Подъехала карета. Я сел в нее и проспал всю дорогу. В гостинице взял лампу и зеркало и осмотрел себя с головы до пят. Я уже решил, что все чисто, когда нашел багровое пятнышко величиной с райское яблочко на левой икре. Я уверил себя, что это просто синяк.
(Это было год назад. Он так и не сошел.)
Остальной объезд был обычной рутиной: одержимость, пара мелких расколов, вторжение, которые я плотно запечатал и доложил о них по возвращении. После этого я добровольно отдал себя под постоянное наблюдение, сходил к паре консультантов, купил два больших зеркала. Я получил повышение: полевой офицер высшего ранга. Мной весьма довольны, и неудивительно. Я постоянно совершенствуюсь в своем деле. Верьте не верьте, но я написал статью «Модификация unam sanctam». Действует быстрее и гораздо эффективнее. Это настолько очевидно, что я не понимаю, как никто не додумался раньше.
Отец Приор приятно удивлен.
«Ты стал совсем другим человеком», — говорит он.
ГАРТ НИКС
Подходящий подарок для куклы-колдуна
(перевод Г.В. Соловьевой)
Гарт Никс вырос в Австралии, в Канберре. В девятнадцать лет он отправился в путешествие по Соединенному Королевству на стареньком «остине», набив багажник книгами и прихватив пишущую машинку «Силвер-рид». Хотя в пути у машины в буквальном смысле отвалился руль, Никс уцелел и смог вернуться в Австралию. Он учился в университете Канберры, потом работал агентом по рекламе в книжном магазине, потом в издательстве. Затем стал редактором, литературным агентом, консультантом по пиару и маркетингу. Первый его рассказ был опубликован в 1984 году. За ним последовали несколько повестей, шеститомное фэнтези «Седьмая башня» («Seventh Tower») и семь книг серии «Ключи от Королевства» («Keys to the Kingdom»). Никс, живет в Сиднее с женой и двумя детьми.

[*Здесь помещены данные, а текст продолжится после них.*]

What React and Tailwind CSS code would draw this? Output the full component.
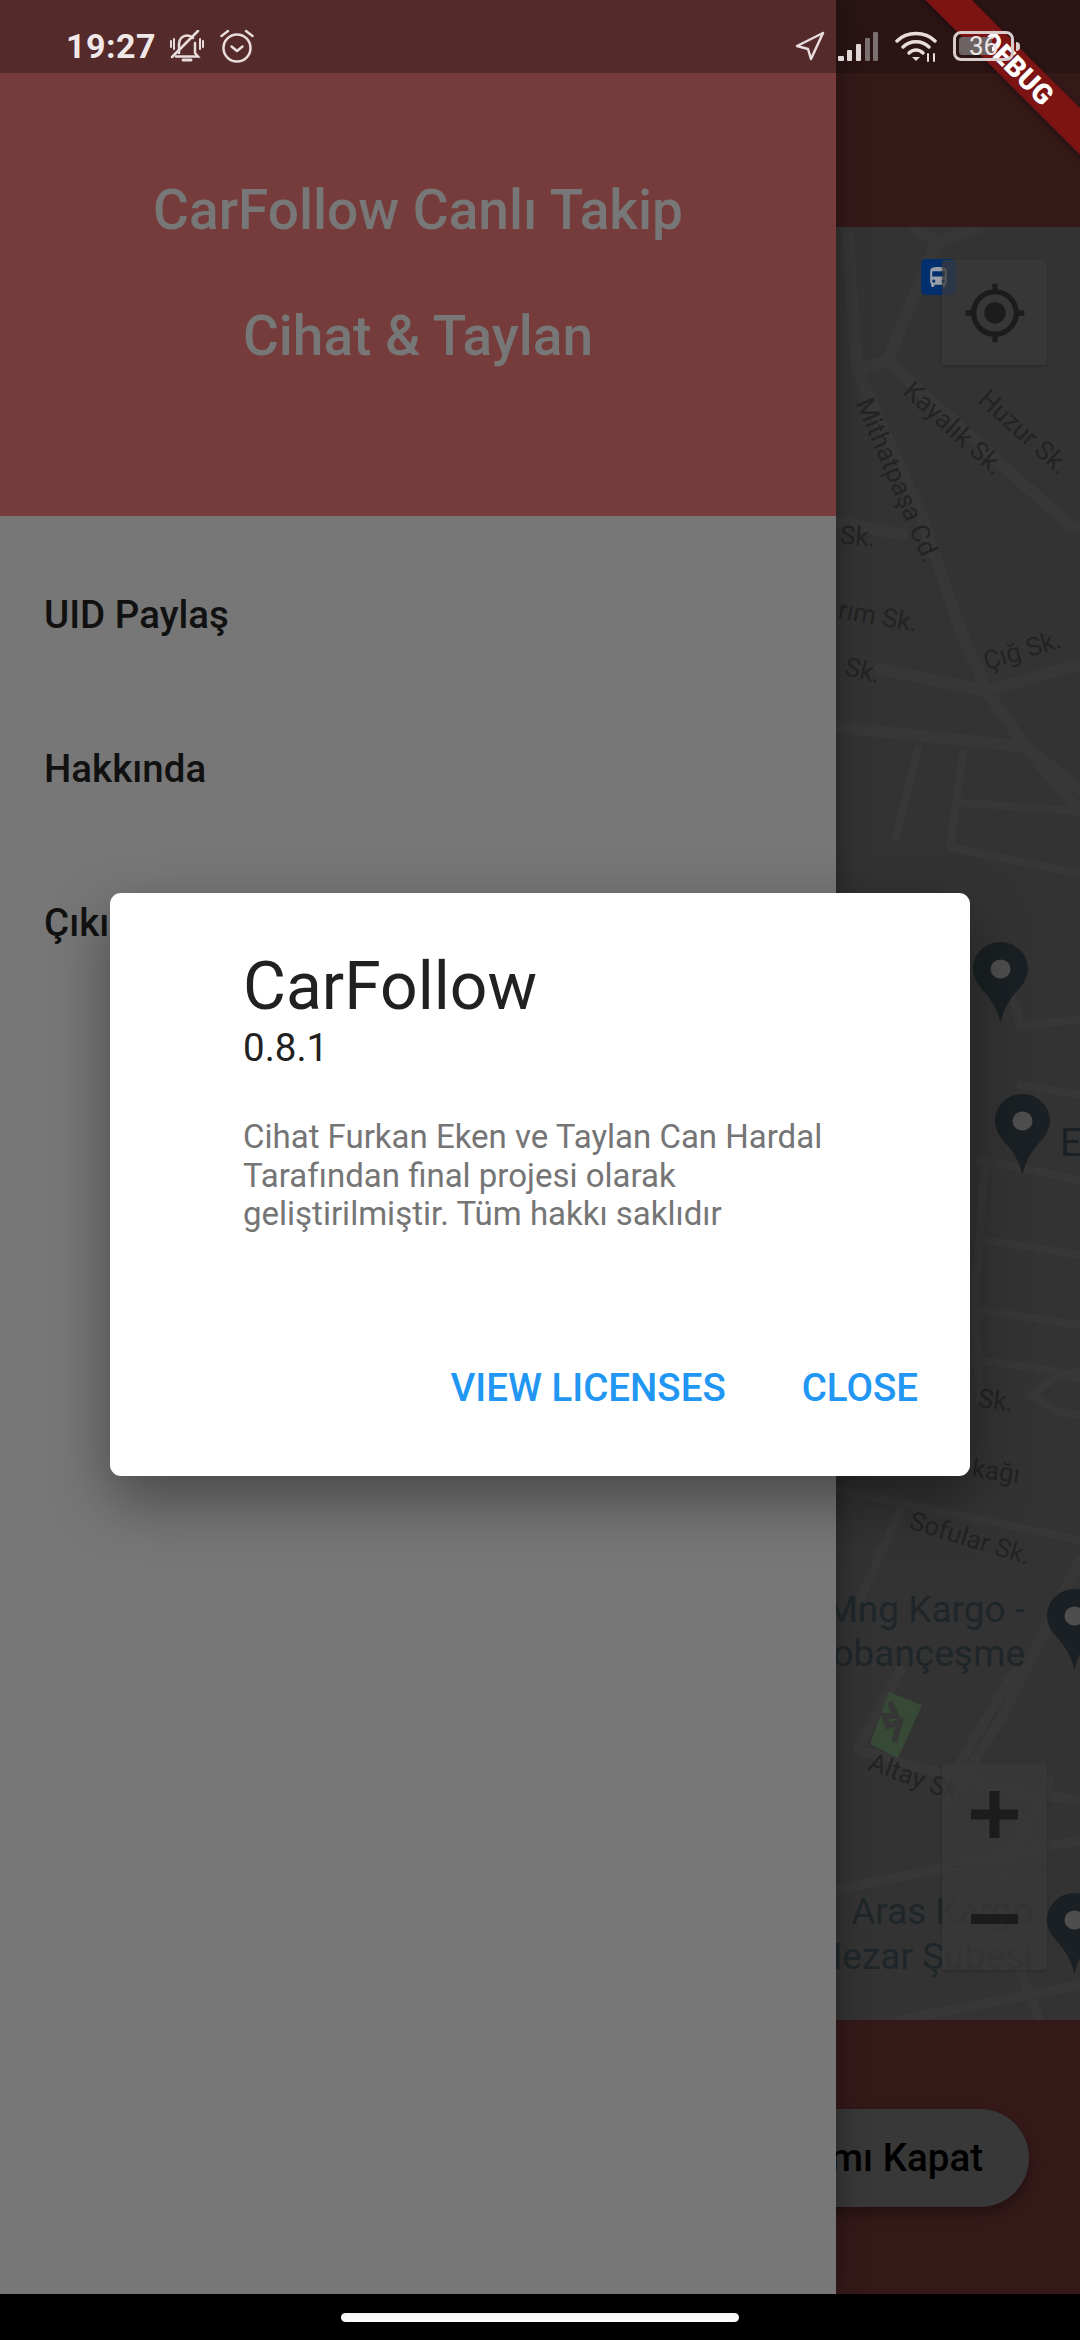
import React from 'react'

const PinIcon = ({ className }) => (
  <svg viewBox="0 0 55 81" className={className}>
    <path fill="#1a2023" d="M27.5 0C12.3 0 0 12 0 27c0 10 6 17 13 25 6 7 11 15 14.500 29 3-14 8-22 14-29 7-8 13.500-15 13.500-25C55 12 42.700 0 27.500 0z" />
    <ellipse cx="27.500" cy="27" rx="10" ry="9.500" fill="#4e4e4e" />
  </svg>
)

const MapRoads = () => (
  <svg viewBox="836 227 244 1793" className="absolute right-0 top-0 w-[244px] h-[1793px]" fill="none" stroke="#373737" strokeLinejoin="round" strokeLinecap="round">
    <g strokeWidth="12">
      <path d="M847 227L857 370L920 512L960 629L987 691L1027 749L1080 811" />
      <path d="M857 370L887 361L937 242L915 227" />
      <path d="M937 242L980 227" />
      <path d="M887 361L1070 526L1080 528" />
      <path d="M836 727L963 740L1027 747L1080 790" />
      <path d="M880 669L987 691L1080 664" />
      <path d="M836 521L903 535" />
    </g>
    <g strokeWidth="8">
      <path d="M918 749L896 838" />
      <path d="M963 753L950 847L1080 874" />
      <path d="M963 803L1080 811" />
      <path d="M1000 945L1020 1025L1080 1020" />
      <path d="M1020 1085L1080 1095" />
      <path d="M980 1160L1080 1180" />
      <path d="M985 1240L1080 1255" />
      <path d="M980 1310L1080 1325" />
      <path d="M985 1160L975 1300L980 1400" />
      <path d="M975 1360L1050 1370L1080 1380" />
      <path d="M1030 1395L1060 1375L1080 1372" />
      <path d="M1030 1395L1060 1412L1080 1415" />
      <path d="M836 1490L1080 1540" />
      <path d="M900 1510L860 1600" />
    </g>
    <g strokeWidth="10">
      <path d="M1080 1560L1000 1720L950 1800" />
      <path d="M900 1670L858 1750" />
      <path d="M1015 1670L950 1780" />
      <path d="M858 1750L1000 1790L1080 1800" />
      <path d="M1050 1780L1000 1880" />
      <path d="M836 1890L1080 1840" />
      <path d="M1020 1970L1040 2020" />
      <path d="M900 2020L1080 1985" />
    </g>
  </svg>
)

const BellOffIcon = () => (
  <svg viewBox="0 0 34 33" className="w-[34px] h-[33px]" fill="none" stroke="#e8dcdc" strokeWidth="2.500" strokeLinecap="round">
    <path d="M9 23V14c0-5 3.500-8.500 8-8.500 2.500 0 4.500 1 6 2.500M25 13v10l3 3.500H6" />
    <path d="M13 30h8" strokeWidth="3" />
    <path d="M2 27L28 1" />
    <path d="M1 11v6M4 9v10M30 9v10M33 11v6" strokeWidth="2" />
  </svg>
)

const AlarmIcon = () => (
  <svg viewBox="0 0 34 34" className="w-[34px] h-[34px]" fill="none" stroke="#e8dcdc" strokeWidth="2.500" strokeLinecap="round" strokeLinejoin="round">
    <circle cx="17" cy="19" r="13.500" />
    <path d="M11.500 17.500L17 22l5.500-4.500" />
    <path d="M1.500 7L8 2M32.500 7L26 2" />
  </svg>
)

const NavArrowIcon = () => (
  <svg viewBox="0 0 30 30" className="w-[30px] h-[30px]" fill="none" stroke="#e8dcdc" strokeWidth="2.500" strokeLinejoin="round">
    <path d="M28 2L2 15l11 3 3 10z" />
  </svg>
)

const SignalIcon = () => (
  <svg viewBox="0 0 40 29" className="w-[40px] h-[29px]">
    <rect x="0" y="24" width="6" height="5" rx="1" fill="#e0d6d6" />
    <rect x="9" y="18" width="5" height="11" rx="1" fill="#e0d6d6" />
    <rect x="18" y="12" width="5" height="17" rx="1" fill="#e0d6d6" />
    <rect x="27" y="6" width="5" height="23" rx="1" fill="#7a7070" />
    <rect x="35" y="0" width="5" height="29" rx="1" fill="#7a7070" />
  </svg>
)

const WifiIcon = () => (
  <svg viewBox="0 0 43 32" className="w-[43px] h-[32px]" fill="none" stroke="#e8dcdc" strokeWidth="3.500" strokeLinecap="round">
    <path d="M2 11C12 1 30 1 40 11" />
    <path d="M8 17C15 10 27 10 34 17" />
    <path d="M14 23C18 19 24 19 28 23" />
    <path d="M21 31l-4-4h8z" fill="#e8dcdc" stroke="none" />
    <path d="M33 31v-7M39 31v-7" strokeWidth="2" />
  </svg>
)

const StatusBar = () => (
  <div className="absolute left-0 top-0 z-30 w-full h-[73px] flex items-center pl-[66px] pr-[60px] pt-[19px] text-[#f0e8e8]">
    <span className="text-[34px] leading-none font-bold tracking-[0.5px]">19:27</span>
    <div className="ml-[14px] flex items-center gap-[16px]"><BellOffIcon /><AlarmIcon /></div>
    <div className="ml-auto flex items-center">
      <NavArrowIcon />
      <div className="ml-[13px]"><SignalIcon /></div>
      <div className="ml-[17px]"><WifiIcon /></div>
      <div className="ml-[15px] flex items-center">
        <div className="relative w-[61px] h-[30px] rounded-[8px] border-[3px] border-[#d8cccc] flex items-center justify-center">
          <div className="absolute left-[3px] top-[3px] bottom-[3px] w-[33px] rounded-[3px] bg-[#6d6363]" />
          <span className="relative text-[26px] leading-none text-[#eee6e6]">36</span>
        </div>
        <div className="ml-[2px] w-[4px] h-[9px] rounded-r-sm bg-[#d8cccc]" />
      </div>
    </div>
  </div>
)

const DebugBanner = () => (
  <div className="absolute z-20 left-[867px] top-[52px] w-[300px] h-[33px] rotate-45 bg-[#7c1414] flex items-center justify-center shadow-[0_2px_6px_rgba(0,0,0,0.3)]">
    <span className="text-[28px] leading-none font-black text-white">DEBUG</span>
  </div>
)

const MapView = () => (
  <div className="relative h-[1793px] bg-[#333333] overflow-hidden">
    <MapRoads />
    {/* street labels */}
    <span className="absolute left-[898px] top-[253px] -translate-x-1/2 -translate-y-1/2 rotate-[67deg] whitespace-nowrap text-[26px] leading-none text-[#232323]">Mithatpaşa Cd.</span>
    <span className="absolute left-[954px] top-[201px] -translate-x-1/2 -translate-y-1/2 rotate-[42deg] whitespace-nowrap text-[26px] leading-none text-[#232323]">Kayalık Sk.</span>
    <span className="absolute left-[1024px] top-[205px] -translate-x-1/2 -translate-y-1/2 rotate-[42deg] whitespace-nowrap text-[26px] leading-none text-[#232323]">Huzur Sk.</span>
    <span className="absolute left-[840px] top-[296px] rotate-[5deg] whitespace-nowrap text-[26px] leading-none text-[#232323]">Sk.</span>
    <span className="absolute left-[838px] top-[376px] rotate-[10deg] whitespace-nowrap text-[26px] leading-none text-[#232323]">rım Sk.</span>
    <span className="absolute left-[845px] top-[430px] rotate-[14deg] whitespace-nowrap text-[26px] leading-none text-[#232323]">Sk.</span>
    <span className="absolute left-[1022px] top-[423px] -translate-x-1/2 -translate-y-1/2 -rotate-[17deg] whitespace-nowrap text-[26px] leading-none text-[#232323]">Çığ Sk.</span>
    <span className="absolute left-[978px] top-[1160px] rotate-[8deg] whitespace-nowrap text-[26px] leading-none text-[#232323]">Sk.</span>
    <span className="absolute left-[972px] top-[1231px] rotate-[8deg] whitespace-nowrap text-[26px] leading-none text-[#232323]">kağı</span>
    <span className="absolute left-[970px] top-[1311px] -translate-x-1/2 -translate-y-1/2 rotate-[17deg] whitespace-nowrap text-[26px] leading-none text-[#232323]">Sofular Sk.</span>
    {/* park */}
    <svg viewBox="0 0 52 66" className="absolute left-[870px] top-[1465px] w-[52px] h-[66px]">
      <path d="M19 0L52 13 28 66 0 52z" fill="#374a35" />
      <path d="M20 10L26 24 14 24 18 34 30 30 24 50" fill="none" stroke="#363636" strokeWidth="6" />
    </svg>
    <span className="absolute left-[917px] top-[1551px] -translate-x-1/2 -translate-y-1/2 rotate-[20deg] whitespace-nowrap text-[26px] leading-none text-[#232323]">Altay Sk.</span>
    {/* place labels */}
    <span className="absolute right-[55px] top-[1361px] whitespace-nowrap text-[37px] leading-[44px] text-right text-[#1f2629]">Mng Kargo -<br />Çobançeşme</span>
    <span className="absolute right-[47px] top-[1662px] whitespace-nowrap text-[37px] leading-[45px] text-right text-[#1f2629]">Aras Kargo<br />Mezar Şubesi</span>
    <span className="absolute left-[1060px] top-[894px] text-[38px] leading-[44px] text-[#1a2023]">E</span>
    {/* pins */}
    <PinIcon className="absolute left-[973px] top-[715px] w-[55px] h-[81px]" />
    <PinIcon className="absolute left-[995px] top-[867px] w-[55px] h-[81px]" />
    <PinIcon className="absolute left-[1047px] top-[1362px] w-[55px] h-[81px]" />
    <PinIcon className="absolute left-[1047px] top-[1666px] w-[55px] h-[81px]" />
    {/* bus stop */}
    <div className="absolute left-[921px] top-[32px] w-[35px] h-[36px] rounded-[5px] bg-[#02306f] flex items-center justify-center">
      <svg viewBox="0 0 24 24" className="w-[25px] h-[25px]" fill="#9a9fa8">
        <path d="M4 16c0 .88.39 1.67 1 2.220V20c0 .55.45 1 1 1h1c.55 0 1-.45 1-1v-1h8v1c0 .55.45 1 1 1h1c.55 0 1-.45 1-1v-1.780c.61-.55 1-1.340 1-2.220V6c0-3.500-3.580-4-8-4s-8 .5-8 4v10zm3.500 1c-.83 0-1.500-.67-1.500-1.500S6.670 14 7.500 14s1.500.67 1.500 1.500S8.330 17 7.500 17zm9 0c-.83 0-1.500-.67-1.500-1.500s.67-1.500 1.500-1.500 1.500.67 1.500 1.500-.67 1.500-1.500 1.500zm1.500-6H6V6h12v5z" />
      </svg>
    </div>
    {/* map controls */}
    <div className="absolute left-[942px] top-[33px] w-[105px] h-[105px] rounded-[3px] bg-[#3a3a3a]/75 shadow-[0_1px_3px_rgba(0,0,0,0.2)] flex items-center justify-center">
      <svg viewBox="0 0 24 24" className="w-[64px] h-[64px]" fill="#1c1c1c">
        <path d="M12 8c-2.210 0-4 1.790-4 4s1.790 4 4 4 4-1.790 4-4-1.790-4-4-4zm8.940 3c-.46-4.170-3.770-7.480-7.940-7.940V1h-2v2.060C6.830 3.520 3.520 6.830 3.060 11H1v2h2.060c.46 4.170 3.770 7.480 7.940 7.940V23h2v-2.060c4.170-.46 7.480-3.770 7.940-7.940H23v-2h-2.060zM12 19c-3.870 0-7-3.130-7-7s3.130-7 7-7 7 3.130 7 7-3.130 7-7 7z" />
      </svg>
    </div>
    <div className="absolute left-[942px] top-[1536px] w-[105px] h-[207px] rounded-[3px] bg-[#3a3a3a]/75 shadow-[0_1px_3px_rgba(0,0,0,0.2)] flex flex-col">
      <div className="flex-1 flex items-center justify-center border-b border-[#343434]">
        <svg viewBox="0 0 47 47" className="w-[47px] h-[47px]" fill="#1c1c1c"><path d="M18.500 0h10v18.500H47v10H28.500V47h-10V28.500H0v-10h18.500z" /></svg>
      </div>
      <div className="flex-1 flex items-center justify-center">
        <div className="w-[47px] h-[10px] bg-[#1c1c1c]" />
      </div>
    </div>
  </div>
)

const Drawer = () => (
  <div className="absolute z-10 left-0 top-0 bottom-[46px] w-[836px] flex flex-col bg-[#777777] shadow-[0_0_30px_rgba(0,0,0,0.35)]">
    <div className="h-[73px] bg-[#552a2a]" />
    <div className="h-[443px] bg-[#763c3c] flex flex-col items-center pt-[98px] gap-[48px] text-[#777777]">
      <p className="text-[55px] leading-[78px] font-medium">CarFollow Canlı Takip</p>
      <p className="text-[55px] leading-[78px] font-medium">Cihat &amp; Taylan</p>
    </div>
    <div className="flex-1 pt-[22px]">
      {['UID Paylaş', 'Hakkında', 'Çıkış'].map((item) => (
        <div key={item} className="h-[154px] flex items-center pl-[44px] text-[38.500px] font-medium text-[#111111]">
          {item}
        </div>
      ))}
    </div>
  </div>
)

const AboutDialog = () => (
  <div className="absolute z-20 left-[110px] top-[893px] w-[860px] h-[583px] rounded-[11px] bg-white shadow-[0_24px_60px_rgba(0,0,0,0.4)] flex flex-col pl-[133px] pr-[52px] pt-[55px] pb-[66px]">
    <p className="text-[66px] leading-[78px] text-[#212121]">CarFollow</p>
    <p className="text-[38.500px] leading-[44px] text-[#212121]">0.8.1</p>
    <div className="mt-[48px] text-[33px] leading-[38.500px] text-[#757575]">
      <p>Cihat Furkan Eken ve Taylan Can Hardal</p>
      <p>Tarafından final projesi olarak</p>
      <p>geliştirilmiştir. Tüm hakkı saklıdır</p>
    </div>
    <div className="mt-auto flex justify-end gap-[76px] text-[38.500px] leading-[44px] font-medium text-[#2196f3]">
      <span>VIEW LICENSES</span>
      <span>CLOSE</span>
    </div>
  </div>
)

export default function App() {
  return (
    <div className="relative w-[1080px] h-[2340px] overflow-hidden bg-black font-['Roboto',sans-serif] flex flex-col">
      <div className="h-[227px] bg-[#351919]">
        <div className="h-[73px] bg-[#2a1414]" />
      </div>
      <MapView />
      <div className="h-[274px] bg-[#351919] relative">
        <div className="absolute right-[51px] top-[89px] h-[98px] pl-[60px] pr-[46px] rounded-full bg-[#383838] shadow-[0_6px_12px_rgba(0,0,0,0.35)] flex items-center text-[38.500px] font-medium text-black whitespace-nowrap">
          Paylaşımı Kapat
        </div>
      </div>
      <div className="h-[46px] bg-black flex items-center justify-center">
        <div className="w-[398px] h-[9px] rounded-full bg-white" />
      </div>
      <Drawer />
      <DebugBanner />
      <AboutDialog />
      <StatusBar />
    </div>
  )
}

Сэр Геревард лизнул палец и перевернул страницу фолианта, ненадежно державшегося на металлической подставке, установленной у ложа больного. Книга была не из тех, что он выбрал бы для чтения или, точнее, чтобы пролистать, отыскивая зерно, как грач отыскивает зерна на засеянном поле. Но выбора у него не было: в уединенной башне у моря нашлась всего одна книга, а Геревард, сломавший две мелкие, но существенные косточки в левой стопе, не имел возможности отправиться на поиски развлечений, так что, хочешь не хочешь, приходилось читать. Доставшаяся ему книга носила название «Полный перечень банальностей» и обещала научить всему, что должен знать более или менее образованный молодой аристократ Джеррика — страны, прекратившей свое существование около тысячи лет назад, то есть вскоре после издания книги.